• [Source data]:
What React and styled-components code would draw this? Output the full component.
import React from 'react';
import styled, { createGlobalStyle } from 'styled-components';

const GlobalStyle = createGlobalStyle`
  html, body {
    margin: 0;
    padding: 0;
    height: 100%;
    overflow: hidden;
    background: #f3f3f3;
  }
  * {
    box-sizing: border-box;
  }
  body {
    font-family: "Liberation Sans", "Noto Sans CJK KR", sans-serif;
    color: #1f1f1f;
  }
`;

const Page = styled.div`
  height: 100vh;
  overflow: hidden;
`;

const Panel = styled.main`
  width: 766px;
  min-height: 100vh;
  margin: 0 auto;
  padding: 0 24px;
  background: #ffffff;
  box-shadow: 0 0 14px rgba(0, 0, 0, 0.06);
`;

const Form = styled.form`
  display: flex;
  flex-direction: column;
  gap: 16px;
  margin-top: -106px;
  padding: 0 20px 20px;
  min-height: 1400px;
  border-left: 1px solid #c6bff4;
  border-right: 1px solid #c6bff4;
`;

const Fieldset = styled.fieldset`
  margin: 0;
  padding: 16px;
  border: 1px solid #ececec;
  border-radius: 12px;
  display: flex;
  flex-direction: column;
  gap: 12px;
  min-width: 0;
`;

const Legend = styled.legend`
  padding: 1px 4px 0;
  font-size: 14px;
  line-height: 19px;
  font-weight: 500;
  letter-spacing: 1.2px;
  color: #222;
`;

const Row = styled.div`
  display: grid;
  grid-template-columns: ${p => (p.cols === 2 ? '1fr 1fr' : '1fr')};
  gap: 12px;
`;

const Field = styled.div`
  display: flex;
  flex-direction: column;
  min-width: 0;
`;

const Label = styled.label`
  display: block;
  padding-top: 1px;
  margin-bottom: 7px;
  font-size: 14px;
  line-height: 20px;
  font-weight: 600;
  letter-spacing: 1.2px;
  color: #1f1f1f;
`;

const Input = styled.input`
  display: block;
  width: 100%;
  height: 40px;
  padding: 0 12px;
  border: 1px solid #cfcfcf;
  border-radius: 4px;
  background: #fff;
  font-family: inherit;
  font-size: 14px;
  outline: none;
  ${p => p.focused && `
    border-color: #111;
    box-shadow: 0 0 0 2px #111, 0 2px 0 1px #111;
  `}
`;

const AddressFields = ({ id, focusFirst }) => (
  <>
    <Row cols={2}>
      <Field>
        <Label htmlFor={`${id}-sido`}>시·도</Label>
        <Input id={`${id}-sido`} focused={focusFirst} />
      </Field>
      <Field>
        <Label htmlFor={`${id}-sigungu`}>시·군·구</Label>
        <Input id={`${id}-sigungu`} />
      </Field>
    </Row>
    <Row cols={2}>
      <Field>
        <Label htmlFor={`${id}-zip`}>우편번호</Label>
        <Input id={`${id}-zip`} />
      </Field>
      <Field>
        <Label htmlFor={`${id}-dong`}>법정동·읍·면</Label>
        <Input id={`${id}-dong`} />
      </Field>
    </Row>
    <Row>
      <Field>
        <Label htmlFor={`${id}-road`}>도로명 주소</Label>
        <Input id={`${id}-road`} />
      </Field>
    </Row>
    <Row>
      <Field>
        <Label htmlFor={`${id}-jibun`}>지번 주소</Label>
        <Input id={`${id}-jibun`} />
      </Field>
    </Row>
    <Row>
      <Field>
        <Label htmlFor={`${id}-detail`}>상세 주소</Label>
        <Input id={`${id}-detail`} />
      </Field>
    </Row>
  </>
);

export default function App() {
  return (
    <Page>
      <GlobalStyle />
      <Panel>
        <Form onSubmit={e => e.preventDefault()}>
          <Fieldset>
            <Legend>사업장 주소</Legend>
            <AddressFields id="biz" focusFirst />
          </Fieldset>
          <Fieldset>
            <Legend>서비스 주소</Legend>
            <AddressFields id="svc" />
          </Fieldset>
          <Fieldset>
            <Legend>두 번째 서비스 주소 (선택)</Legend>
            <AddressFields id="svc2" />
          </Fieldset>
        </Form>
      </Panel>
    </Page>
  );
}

• [What the task asks]:
Copy, from the material, each line that holds the string "styled".

• [Exercise response]:
What React and styled-components code would draw this? Output the full component.
import styled, { createGlobalStyle } from 'styled-components';
const Page = styled.div`
const Panel = styled.main`
const Form = styled.form`
const Fieldset = styled.fieldset`
const Legend = styled.legend`
const Row = styled.div`
const Field = styled.div`
const Label = styled.label`
const Input = styled.input`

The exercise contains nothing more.